2. A method as claimed in claim 1, characterized by the steps of:-
in response to the first signal, producing a fourth signal in respect of a first predetermined
number of consecutive samples commencing with the current sample; and
in response to a second signal, producing a fifth signal in respect of a second,number
of consecutive samples commencing with the current sample;
wherein the third signal is produced in the presence of either the fourth signal or
the fifth signal.
3. A method as claimed in claim 2, characterized by the step of determining said second
number in dependence upon previous sample magnitudes, said second number being increased
by a predetermined amount, up to a maximum number, for each sample in respect of which
the second signal is produced, and being decreased by a predetermined amount at least
for each sample whose magnitude (T) is not greater than the magnitude (TP) of the
preceding sample.
4. A method as claimed in claim 2 or 3, characterized by the steps of:-
whenever the magnitude (T) of a sample exceeds that (TP) of the preceding sample,
and in respect of the preceding sample the fifth signal was produced but the second
signal was not produced, producing the second signal in respect of the current sample
if its magnitude (T) does not exceed the second threshold level (TL) but exceeds a
third threshold level (TH); and
setting the third threshold level (TH) equal to the magnitude (TP) of the preceding
sample whenever the second signal was produced in respect of the preceding sample
and the magnitude (T) of the current sample is not greater than the magnitude (TP)
of the preceding sample.
5. A method as claimed in any of claims 1 to 4 characterized in that each time that
the second threshold level (TL) is set, it is set to be greater than the magnitude
(T) of the current sample by a predetermined amount.

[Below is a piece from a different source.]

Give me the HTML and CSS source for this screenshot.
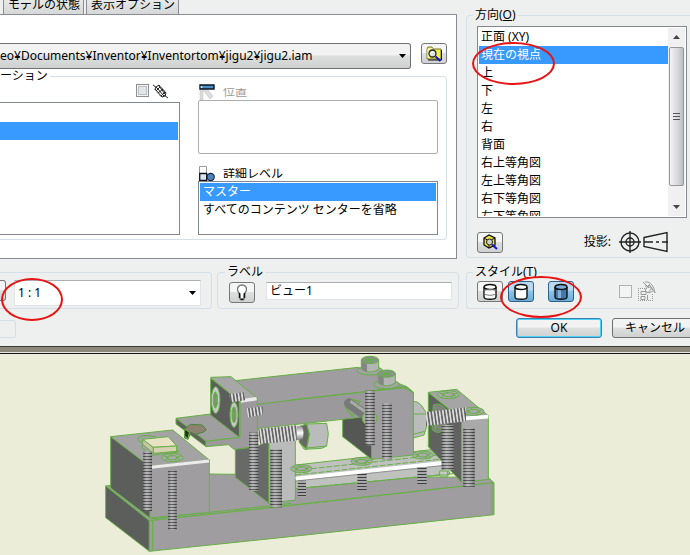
FILE: index.html
```html
<!DOCTYPE html>
<html lang="ja">
<head>
<meta charset="utf-8">
<title>図面ビュー</title>
<link rel="stylesheet" href="styles.css">
</head>
<body>
<main class="dialog">
  <div class="columns">
    <div class="left">
      <div class="tabs" role="tablist">
        <button class="tab" role="tab">モデルの状態</button>
        <button class="tab" role="tab">表示オプション</button>
      </div>
      <section class="panel">
        <div class="file-row">
          <div class="combo combo-file">
            <select aria-label="ファイル"><option>eo¥Documents¥Inventor¥Inventortom¥jigu2¥jigu2.iam</option></select>
            <svg class="arrow" viewBox="0 0 7 4"><path d="M0 0h7L3.500 4z"/></svg>
          </div>
          <button class="tool" aria-label="参照">
            <svg width="16" height="16" viewBox="0 0 16 16"><path d="M1 3l1-2h4l1 2h8v10H1z" fill="#f5ee45" stroke="#77753a"/><path d="M2 12V3h5" fill="none" stroke="#fffde0"/><path d="M15.500 4v10H2" fill="none" stroke="#111"/><circle cx="6.500" cy="7.500" r="3.500" fill="#dce3e4" stroke="#222" stroke-width="1.300"/><path d="M5 8q0-2 2-2" fill="none" stroke="#fff"/><path d="M9.500 10.500l5 4.500" stroke="#1512ce" stroke-width="2"/></svg>
          </button>
        </div>
        <fieldset class="group representation">
          <legend>ーション</legend>
          <div class="rep-left">
            <div class="rep-check">
              <input type="checkbox" id="assoc" class="check" aria-label="関連">
              <svg width="15" height="15" viewBox="0 0 15 15" fill="none" stroke="#222"><path d="M0 1l4 3M11 11l4 3M3 3l3-2 7 8-1 3-3 1-7-8zM4 4l7 8M6 2l6 8M3 7l4-4M5 9l5-4M8 12l4-4"/><path d="M1 5l7 8M7 2l5 5" stroke="#888" stroke-dasharray="1 1"/></svg>
            </div>
            <ul class="listbox" role="listbox" aria-label="ビュー リプレゼンテーション">
              <li role="option"></li>
              <li role="option" class="selected" aria-selected="true"></li>
            </ul>
          </div>
          <div class="rep-right">
            <div class="rep-title disabled">
              <svg width="16" height="16" viewBox="0 0 16 16"><path d="M1 5h3v11H1zM4 6l4-1 6 7-3 3z" fill="#ddd" stroke="#bbb" stroke-width=".5"/><path d="M1 1h14v4H1z" fill="#4c8fc4" stroke="#091623" stroke-width="1.400"/><circle cx="2.500" cy="3" r="1" fill="#d8efff"/></svg>
              <span class="cut-top">位置</span>
            </div>
            <ul class="listbox position" role="listbox" aria-label="位置" aria-disabled="true"></ul>
            <div class="rep-title">
              <svg width="16" height="15" viewBox="0 0 16 15"><path d="M.5 .5h7v7h-7z" fill="#fff" stroke="#999"/><path d="M.7 7.500h7v7h-7z" fill="#dae7f5" stroke="#111" stroke-width="1.300"/><circle cx="11.700" cy="11" r="3.600" fill="#4d84bb" stroke="#172336" stroke-width="1.100"/></svg>
              <span class="cut-bottom">詳細レベル</span>
            </div>
            <ul class="listbox detail" role="listbox" aria-label="詳細レベル">
              <li role="option" class="selected" aria-selected="true">マスター</li>
              <li role="option">すべてのコンテンツ センターを省略</li>
            </ul>
          </div>
        </fieldset>
      </section>
      <div class="bottom-groups">
        <fieldset class="group scale">
          <legend></legend>
          <button class="tool tool-edge" aria-label="尺度の表示"></button>
          <div class="combo combo-scale">
            <select aria-label="尺度"><option>1 : 1</option></select>
            <svg class="arrow" viewBox="0 0 7 4"><path d="M0 0h7L3.500 4z"/></svg>
          </div>
          <span class="mark mark-scale"></span>
        </fieldset>
        <fieldset class="group label-group">
          <legend>ラベル</legend>
          <button class="tool" aria-label="ラベルの表示">
            <svg width="12" height="17" viewBox="0 0 12 17"><path d="M6 1C3 1 1.500 3 1.500 5.500S4 9 4 11.500V15h4v-3.500C8 9 10.500 8 10.500 5.500S9 1 6 1z" fill="#fff" stroke="#777" stroke-width="1.300"/><path d="M3.500 9v5M8.500 9v5M4.500 15.500h3" stroke="#111" stroke-width="1.500"/></svg>
          </button>
          <input class="text" type="text" value="ビュー1" aria-label="ラベル">
        </fieldset>
      </div>
    </div>

    <div class="right">
      <fieldset class="group direction">
        <legend>方向(<u>O</u>)</legend>
        <div class="scroll-list">
          <ul role="listbox" aria-label="方向">
            <li role="option">正面 (XY)</li>
            <li role="option" class="selected" aria-selected="true">現在の視点</li>
            <li role="option">上</li>
            <li role="option">下</li>
            <li role="option">左</li>
            <li role="option">右</li>
            <li role="option">背面</li>
            <li role="option">右上等角図</li>
            <li role="option">左上等角図</li>
            <li role="option">右下等角図</li>
            <li role="option">左下等角図</li>
          </ul>
          <div class="scrollbar">
            <svg class="step" viewBox="0 0 7 4"><path d="M0 4h7L3.500 0z"/></svg>
            <div class="thumb"><i></i><i></i><i></i></div>
            <svg class="step" viewBox="0 0 7 4"><path d="M0 0h7L3.500 4z"/></svg>
          </div>
        </div>
        <div class="projection">
          <button class="tool" aria-label="ビューの方向を変更">
            <svg width="16" height="16" viewBox="0 0 16 16"><path d="M2 4l5-3 6 3v7l-6 3-5-3z" fill="#e9df49" stroke="#111" stroke-width="1.300"/><path d="M2 4l5 3 6-3M7 7v7" fill="none" stroke="#111"/><circle cx="7.500" cy="8" r="3" fill="#ccd3c7" stroke="#222"/><path d="M10 10.500l5 4.500" stroke="#1512ce" stroke-width="2"/></svg>
          </button>
          <span class="projection-label">投影:</span>
          <svg width="50" height="22" viewBox="0 0 50 22" fill="none" stroke="#222" stroke-width="1.400"><circle cx="11" cy="11" r="9"/><circle cx="11" cy="11" r="4"/><path d="M11 0v22M0 11h22M25 6.500l23-5v19l-23-5z"/><path d="M25 11h24" stroke-dasharray="9 3 3 3"/></svg>
        </div>
        <span class="mark mark-view"></span>
      </fieldset>
      <fieldset class="group style-group">
        <legend>スタイル(<u>T</u>)</legend>
        <button class="tool" aria-label="隠線">
          <svg width="16" height="18" viewBox="0 0 16 18" fill="#fff" stroke="#111" stroke-width="1.400"><path d="M2 4v10c0 3 12 3 12 0V4"/><ellipse cx="8" cy="4" rx="6" ry="2.500"/><path d="M2 10c0 3 12 3 12 0M2 8c2-2 10-2 12 0" fill="none" stroke="#777" stroke-width="1"/></svg>
        </button>
        <button class="tool on" aria-label="隠線処理" aria-pressed="true">
          <svg width="16" height="18" viewBox="0 0 16 18" fill="#fff" stroke="#111" stroke-width="1.400"><path d="M2 4v10c0 3 12 3 12 0V4"/><ellipse cx="8" cy="4" rx="6" ry="2.500"/></svg>
        </button>
        <button class="tool on shaded" aria-label="シェーディング" aria-pressed="true">
          <svg width="16" height="18" viewBox="0 0 16 18" fill="#4777a9" stroke="#111" stroke-width="1.400"><path d="M2 4v10c0 3 12 3 12 0V4"/><path d="M5 7v8h3V7z" fill="#86b3dc" stroke="none"/><ellipse cx="8" cy="4" rx="6" ry="2.500" fill="#7dadd8"/></svg>
        </button>
        <input type="checkbox" class="check style-check" disabled aria-label="ラスター">
        <svg width="20" height="21" viewBox="0 0 20 21" fill="none" stroke="#9a9a9a"><path d="M1 7.500h10M1 19.500h15M1.500 7v13M15.500 13v7" stroke-dasharray="1 1"/><path d="M4 10.500h5v3H4zM4 15.500h4v3H4zM10.500 14v5"/><path d="M6 1l6 6M8 1c6-1 9 5 10 11M8 5c4 0 8 3 10 7M8 9l4-5 3 3-4 5zM12 12l4-2M12 3l4 6"/></svg>
        <span class="mark mark-style"></span>
      </fieldset>
    </div>
  </div>
  <div class="footer">
    <div class="status"></div>
    <div class="actions">
      <button class="push default">OK</button>
      <button class="push">キャンセル</button>
    </div>
  </div>
</main>
<div class="frame"></div>

<svg class="model" viewBox="0 12 2070 603" role="img" aria-label="治具アセンブリ">
  <defs>
    <linearGradient id="shade"><stop offset="0" stop-color="#222" stop-opacity=".3"/><stop offset=".4" stop-color="#fff" stop-opacity=".2"/><stop offset="1" stop-color="#222" stop-opacity=".3"/></linearGradient>
    <linearGradient id="bar" x2="0" y2="1"><stop offset="0" stop-color="#888"/><stop offset=".5" stop-color="#fff"/><stop offset="1" stop-color="#777"/></linearGradient>
    <pattern id="tv" width="36" height="9" patternUnits="userSpaceOnUse"><path d="M0 0h36v9H0z" fill="#bdbcbe"/><path d="M0 4.500h36" stroke="#3c3e3d" stroke-width="4"/></pattern>
    <pattern id="th" width="10" height="60" patternUnits="userSpaceOnUse" patternTransform="rotate(-8)"><path d="M0 0h10v60H0z" fill="#dcdcdc"/><path d="M5 0v60" stroke="#444645" stroke-width="4"/></pattern>
    <g id="hole" fill="#aaabaa" stroke="#65b044" stroke-width="3"><ellipse rx="32" ry="12"/><ellipse rx="17" ry="6"/><path d="M-25-4l14 4-10 6M25-4L12 0l12 6M-6-10l4 7M8 3l5 8" fill="none"/></g>
    <g id="bolt" stroke="#65b044" stroke-width="3"><ellipse cy="40" rx="38" ry="13" fill="#a2a3a2"/><path d="M-26 8v28q26 17 52 0V8z" fill="#b3b5b4"/><path d="M-25 10v26q7 6 16 7V12z" fill="#858786" stroke="none"/><ellipse cy="8" rx="26" ry="11" fill="#8f9190"/><path d="M-15 3L0 8l13-6M0 8l8 7M0 8l-15 6" fill="none" stroke-width="5"/></g>
  </defs>
  <g transform="translate(300 0)" stroke="#65b044" stroke-width="3" stroke-linejoin="round">
    <path d="M17 408L330 372 1165 383 1182 398 150 512z" fill="#9f9d9f"/>
    <path d="M17 408L148 512V604L17 503z" fill="#5b5e5a"/>
    <path d="M148 512L570 467 1182 398V494L570 560 148 604z" fill="#9f9d9f"/>
    <path d="M158 511v91M25 406l130 100 420-46M1176 398v96" fill="none"/>
    <path d="M32 260L150 348V504L32 414z" fill="#5b5e5a"/>
    <path d="M32 260L218 240 328 330 150 350z" fill="#a4a3a4"/>
    <path d="M150 350L328 330V487L150 504z" fill="#9f9d9f"/>
    <path d="M153 352L327 333" stroke="#ebecea" stroke-width="9"/>
    <path d="M166 260q-50-10-53 8q4 12 34 10" fill="none"/>
    <path d="M128 268L160 292V310L128 283z" fill="#c7c4a7"/><path d="M128 268L205 260 230 288 160 292z" fill="#e8e2c5"/><path d="M160 292L230 288V304L160 310z" fill="#d6d1b1"/>
    <path d="M126 283v10l30 23 80-10-6-8" fill="none"/>
    <use href="#hole" x="217" y="323"/>
    <path d="M228 205L332 192 420 262 318 274z" fill="#a09fa0"/>
    <path d="M228 205L318 274V290L228 222z" fill="#60625f"/>
    <path d="M254 236v28l10 4 8-21 14 6 25-7 8-7-12-14-35-2-14 10z" fill="#8d8170" stroke="#4b813b"/>
    <path d="M254 238l14 8-4 20-10-8z" fill="#2d2a20"/>
    <path d="M332 85V195L418 262V152z" fill="#5b5e5a"/>
    <path d="M405 92L775 52 920 110 940 128 470 163z" fill="#9f9d9f"/>
    <path d="M470 163L920 110 940 126V315L815 328V245L728 208 470 236z" fill="#9b999b"/>
    <path d="M332 82L393 80 472 145 418 154z" fill="#a8a7a8"/>
    <path d="M318 274L420 262V154L472 145V290L402 298 385 284 318 290z" fill="#9c9a9c"/>
    <path d="M422 153L470 146" stroke="#ebecea" stroke-width="10"/>
    <g fill="#c8cac7"><ellipse cx="347" cy="150" rx="13" ry="40"/><ellipse cx="346" cy="150" rx="6" ry="24" fill="#858b80"/><ellipse cx="402" cy="194" rx="12" ry="38"/><ellipse cx="402" cy="194" rx="6" ry="24" fill="#858b80"/></g>
    <path d="M340 135l14 28M341 163l12-28M395 180l14 28M396 208l12-28"/>
    <path d="M406 298L470 290 507 270V460L406 382z" fill="#686a67"/>
    <path d="M507 278L586 268V450L507 460z" fill="#b9bcba"/>
  </g>
  <g transform="translate(870 0)" stroke="#65b044" stroke-width="3" stroke-linejoin="round">
    <path d="M17 345L415 300 455 297 480 372 17 416z" fill="#bfc1bf"/>
    <path d="M17 361L455 314M17 375L455 327M17 416L500 370" fill="none" stroke-dasharray="18 5"/>
    <path d="M17 386L465 338" stroke="#fff" stroke-width="12"/><path d="M17 393L465 346" stroke="#777" stroke-width="2"/>
    <use href="#hole" x="34" y="356"/><use href="#hole" x="215" y="334"/><use href="#hole" x="398" y="315"/>
    <path d="M158 208L245 198V328L158 260z" fill="#555754"/>
    <path d="M245 122L350 112 370 128V315L245 328z" fill="#9f9d9f"/>
    <path d="M0 150L350 112M260 72L370 128" fill="none"/>
    <use href="#bolt" x="240" y="22"/><use href="#bolt" x="290" y="63"/>
    <path d="M177 160L240 205" stroke="#777978" stroke-width="30" stroke-linecap="round"/><path d="M181 154L239 194" stroke="#a9aaa9" stroke-width="9"/>
    <path d="M185 148l25 6-7 14M164 170l22 28 7-7" fill="none" stroke-width="4"/>
    <circle cx="239" cy="205" r="22" fill="#a5aba2"/>
    <path d="M28 230L50 222 110 220 115 251 110 288 95 295 43 298 28 277z" fill="#b9bcba"/>
    <path d="M28 230L50 222 58 252 50 298 28 277z" fill="#656a62"/><path d="M50 222l8 30-8 42 60-6" fill="none"/>
    <path d="M370 155q14-3 28 16l12 20v38l-8 26-32 9z" fill="#b9bcba"/><path d="M370 192h38M370 253l34-9" fill="none"/>
    <path d="M415 127L515 208V397L415 290z" fill="#60625f"/>
    <path d="M415 127L500 118 595 197 515 208z" fill="#a6a5a6"/>
    <path d="M515 208L595 197V388L515 397z" fill="#aaa9aa"/>
    <path d="M526 205L595 200" stroke="#fff" stroke-width="11"/>
    <use href="#hole" x="475" y="134"/><use href="#hole" x="550" y="184"/>
    <path d="M430 165q25-10 38 16v50q-20 28-42 8z" fill="#7e827c"/><path d="M436 170v72M420 210l35 30" fill="none"/>
    <ellipse cx="461" cy="374" rx="14" ry="7" fill="#ccc"/><path d="M449 363h24v12h-24z" fill="#c7cac5"/>
  </g>
  <g class="threads">
    <g fill="url(#tv)"><path d="M430 303h26v180h-26zM505 362h25v178h-25zM747 248h28v174h-28zM811 298h35v174h-35zM893 392h25v48h-25zM1072 372h28v48h-28zM1252 352h28v50h-28zM1096 122h28v164h-28zM1147 160h28v168h-28zM1325 225h36v135h-36zM1390 235h34v175h-34z"/></g>
    <g fill="url(#shade)"><path d="M430 303h26v180h-26z"/><path d="M505 362h25v178h-25z"/><path d="M747 248h28v174h-28z"/><path d="M811 298h35v174h-35z"/><path d="M1096 122h28v164h-28z"/><path d="M1147 160h28v168h-28z"/><path d="M1325 225h36v135h-36z"/><path d="M1390 235h34v175h-34z"/></g>
    <path d="M885 230l20-3q10 18 2 41l-22 3z" fill="url(#bar)"/>
    <g fill="url(#th)"><path d="M775 237l115-11v46l-110 9zM687 132l45-5 4 24-43 6zM740 175l48-5v24l-44 8zM1278 186l120-14v42l-120 14z"/></g>
  </g>
</svg>
</body>
</html>
```

FILE: styles.css
```css
* { box-sizing: border-box; }

body {
  margin: 0;
  min-height: 100vh;
  overflow: hidden;
  background: #ecedd9;
  color: #000;
  font: 12px/18px "Noto Sans", "Noto Sans CJK JP", sans-serif;
}

button, input, select { font: inherit; color: inherit; margin: 0; }
ul { list-style: none; margin: 0; padding: 0; }
svg { display: block; flex: none; }

.dialog { background: #eef0ef; overflow: hidden; }
.columns { display: grid; grid-template-columns: minmax(0, 1fr) 224px; column-gap: 7px; }
.right { padding-top: 8px; display: flex; flex-direction: column; gap: 7px; }

/* Tabs and main panel */
.tabs { display: flex; gap: 2px; height: 14px; padding-left: 3px; }
.tab {
  height: 14px;
  padding: 0 3px 5px 4px;
  border: 1px solid #898c95;
  border-width: 0 1px;
  background: linear-gradient(#e7e9e8, #d5d8d6);
  line-height: 6px;
  white-space: nowrap;
  overflow: hidden;
}
.panel {
  margin-right: 2px;
  padding: 28px 9px 18px 0;
  border: 1px solid #898c95;
  border-left: 0;
  background: #fefffe;
}
.file-row { display: flex; gap: 10px; height: 26px; }

.combo { position: relative; display: flex; align-items: center; min-width: 0; }
.combo select {
  appearance: none;
  width: 100%;
  height: 100%;
  border: 0;
  border-radius: 0;
  padding: 0;
  background: none;
}
.arrow { position: absolute; right: 4px; width: 7px; height: 4px; }
.combo-file {
  flex: 1;
  border: 1px solid #707070;
  border-left: 0;
  border-radius: 0 3px 3px 0;
  background: linear-gradient(#f2f2f2 0 45%, #dddfde 50%, #cfd1d0);
}
.combo-scale {
  flex: 1;
  height: 26px;
  border: 1px solid #e2e3ea;
  border-top-color: #abadb3;
  background: #fff;
}
.combo-scale select { padding-left: 3px; }

.tool {
  display: flex;
  align-items: center;
  justify-content: center;
  flex: none;
  width: 26px;
  height: 21px;
  padding: 0;
  border: 1px solid #777;
  border-radius: 3px;
  background: linear-gradient(#f5f5f5 0 45%, #dddfde 50%, #d0d2d1);
}
.tool.on { border-color: #2c628b; background: linear-gradient(#b9daee 0 40%, #8cc4e6 50%, #6badd9); }

/* Group boxes */
.group {
  position: relative;
  min-width: 0;
  margin: 0;
  padding: 0 10px;
  border: 1px solid #d5dfe8;
  border-radius: 4px;
}
.group legend { height: 14px; margin-left: -4px; padding: 0 2px; line-height: 14px; }

.representation {
  display: grid;
  grid-template-columns: minmax(0, 180fr) minmax(0, 240fr);
  column-gap: 18px;
  height: 171px;
  padding: 0 8px 0 0;
  border-left: 0;
  border-radius: 0 4px 4px 0;
}
.representation legend { margin-left: 0; padding-left: 0; }
.rep-left, .rep-right { display: flex; flex-direction: column; }
.rep-check { display: flex; gap: 4px; justify-content: flex-end; height: 19px; padding: 1px 12px 0 0; }
.check {
  appearance: none;
  width: 13px;
  height: 13px;
  border: 1px solid #8e8f8f;
  background: #e3e6e9;
  box-shadow: inset 0 0 0 1px #f4f4f4, inset 0 0 0 2px #b9bfc6;
}
.check:disabled { border-color: #b1b1b1; background: #f3f3f3; box-shadow: none; }

.listbox { border: 1px solid #828790; padding: 1px; background: #fff; }
.listbox li { height: 18px; padding-left: 3px; white-space: nowrap; overflow: hidden; }
.selected { background: #3899ff; color: #fff; }
.rep-left .listbox { height: 133px; margin-bottom: 4px; border-left: 0; padding-left: 0; }
.rep-title { display: flex; align-items: flex-end; gap: 8px; height: 17px; padding-left: 1px; }
.disabled { color: #9b9b9b; }
.cut-top { height: 10px; margin-bottom: 2px; line-height: 8px; overflow: hidden; }
.cut-bottom { height: 10px; margin-bottom: 3px; line-height: 12px; overflow: hidden; }
.listbox.position { height: 54px; margin-bottom: 10px; border-color: #adadad; border-radius: 2px; }
.listbox.detail { height: 54px; }

.bottom-groups { display: grid; grid-template-columns: 212fr 242fr; gap: 5px; margin-top: 6px; }
.scale, .label-group, .style-group { display: flex; height: 44px; }
.scale { gap: 8px; padding: 1px 10px 0 0; border-left: 0; border-radius: 0 4px 4px 0; }
.scale .tool-edge { width: 6px; border-left: 0; border-radius: 0 3px 3px 0; }
.label-group { gap: 11px; padding: 3px 6px 0 11px; }
.text {
  flex: 1;
  min-width: 0;
  height: 18px;
  padding: 0 3px;
  border: 1px solid #e2e3ea;
  border-top-color: #abadb3;
  background: #fff;
}

/* View direction */
.right .group { border-right: 0; border-radius: 4px 0 0 4px; }
.direction { height: 250px; padding: 4px 3px 0 10px; }
.scroll-list {
  display: flex;
  height: 192px;
  padding: 1px;
  border: 1px solid #828790;
  background: #fff;
}
.scroll-list ul { flex: 1; height: 188px; overflow: hidden; }
.scroll-list li { height: 18px; padding-left: 2px; }
.scrollbar {
  display: flex;
  flex-direction: column;
  align-items: center;
  justify-content: space-between;
  width: 17px;
  padding: 7px 1px;
  background: #f0f0f0;
}
.step { width: 7px; height: 4px; fill: #444; }
.thumb {
  display: flex;
  flex-direction: column;
  align-items: center;
  justify-content: center;
  gap: 2px;
  width: 100%;
  height: 139px;
  margin-bottom: 12px;
  border: 1px solid #979797;
  border-radius: 2px;
  background: linear-gradient(90deg, #f4f4f5, #dcdce0 50%, #bcbcc4);
}
.thumb i { width: 7px; height: 1px; background: #555; }
.projection { display: flex; align-items: center; margin-top: 13px; padding-right: 18px; }
.projection-label { margin-left: auto; margin-right: 8px; }

.style-group { padding: 2px 0 0 10px; gap: 5px; }
.style-group .shaded { margin-left: 9px; }
.style-check { margin: 4px 0 0 40px; }

/* Hand-drawn highlight rings */
.mark { position: absolute; border: 2px solid #e81313; border-radius: 50%; pointer-events: none; }
.mark-scale { left: 1px; top: -1px; width: 62px; height: 43px; }
.mark-view { left: 5px; top: 20px; width: 83px; height: 43px; }
.mark-style { left: 33px; top: -3px; width: 82px; height: 42px; }

/* Footer */
.footer { display: flex; justify-content: space-between; height: 37px; padding-top: 9px; }
.status { width: 16px; height: 18px; margin-top: 2px; border: 1px solid #d5dfe8; border-left: 0; border-radius: 0 3px 3px 0; }
.actions { display: flex; gap: 10px; margin-right: -8px; }
.push {
  width: 86px;
  height: 20px;
  padding: 0;
  border: 1px solid #707070;
  border-radius: 3px;
  background: linear-gradient(#f3f3f3 0 45%, #dedfdf 50%, #cfd1d0);
  line-height: 16px;
}
.push.default { border-color: #3c7fb1; box-shadow: inset 0 0 0 1px #48d3f7; }

.frame { height: 8px; border-top: 1px solid #3d3c37; border-bottom: 1px solid #151515; background: linear-gradient(#8e887c 0 5px, #e8e8e0 5px); }
.model { width: 100%; height: auto; }
```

6. A method as claimed in any of claims 1 to 5 characterized in that each signal sample
is constituted by an average of a plurality of individual samples of the voice channel
signal, the method comprising the step of producing each signal sample by removing
d.c. offsets from and averaging a plurality of individual samples of the voice channel
signal.
7. A speech detector characterized by comprising one or more read-only memories programmed
and arranged to carry out the method of any of claims 1 to 6.
8. A speech detector for detecting the presence of speech signals in a sampled voice
channel signal, comprising means (605) for producing a first signal whenever the magnitude
(T) of a signal sample exceeds a first threshold level (TF), characterized in that
the speech detector comprises:-
means (611) for generating a second threshold (TL);
means (609) for delaying each sample until the next sample;
means (610) for comparing the magnitude (T) of each sample with that (TP) of the preceding
sampled delayed by said delaying means (609);
means (611), responsive to said comparing means (610) determining that the magnitude
(T) of a sample is not greater than that (TP) of the preceding sample, for setting
the second threshold (TL) to a level which is greater than and is dependent upon the
magnitude (T) of the current sample;
means (611), responsive to said comparing means (610) determining that the magnitude
(T) of a sample is greater than that (TP) of the preceding sample, for producing a
second signal if this second signal was produced in respect of the preceding sample
or if the magnitude (T) of the current sample exceeds the second threshold level (TL);
and
means (603) responsive to either the first signal or the second signal for producing
a third signal, representing the presence of speech, at least in respect of the current
sample.
9. A speech detector as claimed in claim 8 characterized by:-
means (606) responsive to the first signal to produce a fourth signal in respect of
a first predetermined number of consecutive samples commencing with the current sample;
and
means (611) responsive to the second signal to produce a fifth signal in respect of
a second number of consecutive samples commencing with the current sample;
wherein the means (603) for producing the third signal is responsive to either the
fourth signal or the fifth signal to produce the third signal.
10. A speech detector as claimed in claim 9 characterized by means (611) for determining
said second number in dependence upon previous sample magnitudes, said determining
means being responsive to the second signal being produced in respect of a sample
to increase the second number, up to a maximum number, by a predetermined amount,
and being responsive to the comparing means (610) determining that the magnitude (T)
of a sample is not greater than that (TP) of the preceding sample to decrease the
second number by a predetermined amount.
11. A speech detector as claimed in claim 8, 9 or 10 characterized by means (401 to
406) for producing each signal sample by removing d.c. offsets from and averaging
a plurality of individual samples of the voice channel signal.